# Start of PROVIDED MATERIAL
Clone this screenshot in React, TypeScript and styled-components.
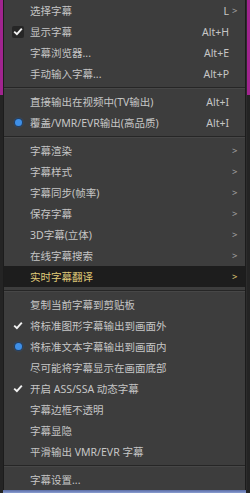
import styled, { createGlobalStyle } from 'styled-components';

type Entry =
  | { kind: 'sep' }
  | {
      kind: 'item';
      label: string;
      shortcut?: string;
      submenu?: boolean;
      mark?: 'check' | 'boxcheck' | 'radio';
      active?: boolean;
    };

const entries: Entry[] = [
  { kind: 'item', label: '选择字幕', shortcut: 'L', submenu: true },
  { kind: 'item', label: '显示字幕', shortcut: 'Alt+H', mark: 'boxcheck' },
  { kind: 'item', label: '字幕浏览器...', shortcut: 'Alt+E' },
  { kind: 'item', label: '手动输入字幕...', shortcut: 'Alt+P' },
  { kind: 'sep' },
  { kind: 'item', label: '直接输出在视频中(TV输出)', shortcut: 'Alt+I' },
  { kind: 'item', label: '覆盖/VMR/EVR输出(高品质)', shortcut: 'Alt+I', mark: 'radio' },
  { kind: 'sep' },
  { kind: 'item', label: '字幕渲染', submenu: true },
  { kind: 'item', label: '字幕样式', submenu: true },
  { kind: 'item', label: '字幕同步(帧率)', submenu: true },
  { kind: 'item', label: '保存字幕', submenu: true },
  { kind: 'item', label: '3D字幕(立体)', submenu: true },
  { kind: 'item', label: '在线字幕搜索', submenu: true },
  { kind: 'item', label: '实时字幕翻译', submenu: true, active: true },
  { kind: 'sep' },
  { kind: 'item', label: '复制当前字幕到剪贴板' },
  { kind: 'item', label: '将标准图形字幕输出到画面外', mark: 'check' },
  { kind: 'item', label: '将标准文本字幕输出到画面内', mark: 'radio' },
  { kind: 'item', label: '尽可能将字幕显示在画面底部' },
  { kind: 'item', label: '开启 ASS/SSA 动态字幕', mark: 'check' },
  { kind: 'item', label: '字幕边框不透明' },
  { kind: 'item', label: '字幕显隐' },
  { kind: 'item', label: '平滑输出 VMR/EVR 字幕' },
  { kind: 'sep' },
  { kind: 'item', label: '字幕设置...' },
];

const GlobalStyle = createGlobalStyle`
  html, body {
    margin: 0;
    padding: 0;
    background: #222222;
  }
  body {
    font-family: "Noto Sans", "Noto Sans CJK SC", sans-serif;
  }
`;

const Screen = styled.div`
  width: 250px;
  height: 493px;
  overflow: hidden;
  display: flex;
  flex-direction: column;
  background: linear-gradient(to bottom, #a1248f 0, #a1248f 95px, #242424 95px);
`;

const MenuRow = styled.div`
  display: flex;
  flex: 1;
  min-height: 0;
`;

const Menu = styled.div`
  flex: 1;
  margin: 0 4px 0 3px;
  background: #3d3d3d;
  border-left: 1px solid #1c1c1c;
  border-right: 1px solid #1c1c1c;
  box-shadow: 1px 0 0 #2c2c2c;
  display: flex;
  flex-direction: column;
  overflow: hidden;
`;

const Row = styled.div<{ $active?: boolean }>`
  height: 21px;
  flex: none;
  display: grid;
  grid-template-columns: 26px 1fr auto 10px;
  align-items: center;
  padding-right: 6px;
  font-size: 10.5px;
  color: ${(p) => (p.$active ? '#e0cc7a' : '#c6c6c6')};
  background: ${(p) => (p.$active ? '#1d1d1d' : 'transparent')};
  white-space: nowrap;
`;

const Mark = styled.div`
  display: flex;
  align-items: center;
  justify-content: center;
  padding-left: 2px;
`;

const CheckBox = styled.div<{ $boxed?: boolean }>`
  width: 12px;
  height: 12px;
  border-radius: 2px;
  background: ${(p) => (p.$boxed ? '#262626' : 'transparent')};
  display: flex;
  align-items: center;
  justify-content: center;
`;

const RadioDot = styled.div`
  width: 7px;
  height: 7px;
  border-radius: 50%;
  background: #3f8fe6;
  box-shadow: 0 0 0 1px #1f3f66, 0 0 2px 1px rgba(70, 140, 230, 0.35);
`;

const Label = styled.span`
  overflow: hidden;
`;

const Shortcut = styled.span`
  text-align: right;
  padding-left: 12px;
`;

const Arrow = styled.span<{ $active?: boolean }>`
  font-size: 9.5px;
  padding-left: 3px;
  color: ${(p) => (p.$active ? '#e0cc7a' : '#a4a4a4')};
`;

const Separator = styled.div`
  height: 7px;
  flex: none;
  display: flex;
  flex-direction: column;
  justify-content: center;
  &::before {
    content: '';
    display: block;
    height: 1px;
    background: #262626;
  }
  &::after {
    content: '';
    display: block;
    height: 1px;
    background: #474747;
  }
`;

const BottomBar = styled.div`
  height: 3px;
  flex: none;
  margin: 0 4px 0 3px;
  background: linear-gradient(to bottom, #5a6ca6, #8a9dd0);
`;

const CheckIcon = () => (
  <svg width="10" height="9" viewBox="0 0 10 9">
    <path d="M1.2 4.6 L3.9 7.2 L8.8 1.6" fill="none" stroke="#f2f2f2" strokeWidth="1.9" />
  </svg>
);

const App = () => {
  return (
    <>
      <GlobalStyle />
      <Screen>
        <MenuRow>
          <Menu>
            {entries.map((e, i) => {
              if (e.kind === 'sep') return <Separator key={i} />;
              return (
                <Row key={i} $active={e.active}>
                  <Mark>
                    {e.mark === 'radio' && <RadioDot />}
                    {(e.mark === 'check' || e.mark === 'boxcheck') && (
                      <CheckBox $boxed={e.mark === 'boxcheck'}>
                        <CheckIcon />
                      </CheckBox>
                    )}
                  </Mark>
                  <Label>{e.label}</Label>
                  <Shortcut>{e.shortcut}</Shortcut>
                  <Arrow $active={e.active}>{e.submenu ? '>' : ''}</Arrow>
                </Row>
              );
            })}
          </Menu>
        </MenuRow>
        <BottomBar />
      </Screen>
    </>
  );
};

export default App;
# End of PROVIDED MATERIAL
## PROBLEM DESCRIPTION
All of the data needs repeating exactly, but the pictures do not.

## FULL SOLUTION
Clone this screenshot in React, TypeScript and styled-components.
import styled, { createGlobalStyle } from 'styled-components';

type Entry =
  | { kind: 'sep' }
  | {
      kind: 'item';
      label: string;
      shortcut?: string;
      submenu?: boolean;
      mark?: 'check' | 'boxcheck' | 'radio';
      active?: boolean;
    };

const entries: Entry[] = [
  { kind: 'item', label: '选择字幕', shortcut: 'L', submenu: true },
  { kind: 'item', label: '显示字幕', shortcut: 'Alt+H', mark: 'boxcheck' },
  { kind: 'item', label: '字幕浏览器...', shortcut: 'Alt+E' },
  { kind: 'item', label: '手动输入字幕...', shortcut: 'Alt+P' },
  { kind: 'sep' },
  { kind: 'item', label: '直接输出在视频中(TV输出)', shortcut: 'Alt+I' },
  { kind: 'item', label: '覆盖/VMR/EVR输出(高品质)', shortcut: 'Alt+I', mark: 'radio' },
  { kind: 'sep' },
  { kind: 'item', label: '字幕渲染', submenu: true },
  { kind: 'item', label: '字幕样式', submenu: true },
  { kind: 'item', label: '字幕同步(帧率)', submenu: true },
  { kind: 'item', label: '保存字幕', submenu: true },
  { kind: 'item', label: '3D字幕(立体)', submenu: true },
  { kind: 'item', label: '在线字幕搜索', submenu: true },
  { kind: 'item', label: '实时字幕翻译', submenu: true, active: true },
  { kind: 'sep' },
  { kind: 'item', label: '复制当前字幕到剪贴板' },
  { kind: 'item', label: '将标准图形字幕输出到画面外', mark: 'check' },
  { kind: 'item', label: '将标准文本字幕输出到画面内', mark: 'radio' },
  { kind: 'item', label: '尽可能将字幕显示在画面底部' },
  { kind: 'item', label: '开启 ASS/SSA 动态字幕', mark: 'check' },
  { kind: 'item', label: '字幕边框不透明' },
  { kind: 'item', label: '字幕显隐' },
  { kind: 'item', label: '平滑输出 VMR/EVR 字幕' },
  { kind: 'sep' },
  { kind: 'item', label: '字幕设置...' },
];

const GlobalStyle = createGlobalStyle`
  html, body {
    margin: 0;
    padding: 0;
    background: #222222;
  }
  body {
    font-family: "Noto Sans", "Noto Sans CJK SC", sans-serif;
  }
`;

const Screen = styled.div`
  width: 250px;
  height: 493px;
  overflow: hidden;
  display: flex;
  flex-direction: column;
  background: linear-gradient(to bottom, #a1248f 0, #a1248f 95px, #242424 95px);
`;

const MenuRow = styled.div`
  display: flex;
  flex: 1;
  min-height: 0;
`;

const Menu = styled.div`
  flex: 1;
  margin: 0 4px 0 3px;
  background: #3d3d3d;
  border-left: 1px solid #1c1c1c;
  border-right: 1px solid #1c1c1c;
  box-shadow: 1px 0 0 #2c2c2c;
  display: flex;
  flex-direction: column;
  overflow: hidden;
`;

const Row = styled.div<{ $active?: boolean }>`
  height: 21px;
  flex: none;
  display: grid;
  grid-template-columns: 26px 1fr auto 10px;
  align-items: center;
  padding-right: 6px;
  font-size: 10.5px;
  color: ${(p) => (p.$active ? '#e0cc7a' : '#c6c6c6')};
  background: ${(p) => (p.$active ? '#1d1d1d' : 'transparent')};
  white-space: nowrap;
`;

const Mark = styled.div`
  display: flex;
  align-items: center;
  justify-content: center;
  padding-left: 2px;
`;

const CheckBox = styled.div<{ $boxed?: boolean }>`
  width: 12px;
  height: 12px;
  border-radius: 2px;
  background: ${(p) => (p.$boxed ? '#262626' : 'transparent')};
  display: flex;
  align-items: center;
  justify-content: center;
`;

const RadioDot = styled.div`
  width: 7px;
  height: 7px;
  border-radius: 50%;
  background: #3f8fe6;
  box-shadow: 0 0 0 1px #1f3f66, 0 0 2px 1px rgba(70, 140, 230, 0.35);
`;

const Label = styled.span`
  overflow: hidden;
`;

const Shortcut = styled.span`
  text-align: right;
  padding-left: 12px;
`;

const Arrow = styled.span<{ $active?: boolean }>`
  font-size: 9.5px;
  padding-left: 3px;
  color: ${(p) => (p.$active ? '#e0cc7a' : '#a4a4a4')};
`;

const Separator = styled.div`
  height: 7px;
  flex: none;
  display: flex;
  flex-direction: column;
  justify-content: center;
  &::before {
    content: '';
    display: block;
    height: 1px;
    background: #262626;
  }
  &::after {
    content: '';
    display: block;
    height: 1px;
    background: #474747;
  }
`;

const BottomBar = styled.div`
  height: 3px;
  flex: none;
  margin: 0 4px 0 3px;
  background: linear-gradient(to bottom, #5a6ca6, #8a9dd0);
`;

const CheckIcon = () => (
  <svg width="10" height="9" viewBox="0 0 10 9">
    <path d="M1.2 4.6 L3.9 7.2 L8.8 1.6" fill="none" stroke="#f2f2f2" strokeWidth="1.9" />
  </svg>
);

const App = () => {
  return (
    <>
      <GlobalStyle />
      <Screen>
        <MenuRow>
          <Menu>
            {entries.map((e, i) => {
              if (e.kind === 'sep') return <Separator key={i} />;
              return (
                <Row key={i} $active={e.active}>
                  <Mark>
                    {e.mark === 'radio' && <RadioDot />}
                    {(e.mark === 'check' || e.mark === 'boxcheck') && (
                      <CheckBox $boxed={e.mark === 'boxcheck'}>
                        <CheckIcon />
                      </CheckBox>
                    )}
                  </Mark>
                  <Label>{e.label}</Label>
                  <Shortcut>{e.shortcut}</Shortcut>
                  <Arrow $active={e.active}>{e.submenu ? '>' : ''}</Arrow>
                </Row>
              );
            })}
          </Menu>
        </MenuRow>
        <BottomBar />
      </Screen>
    </>
  );
};

export default App;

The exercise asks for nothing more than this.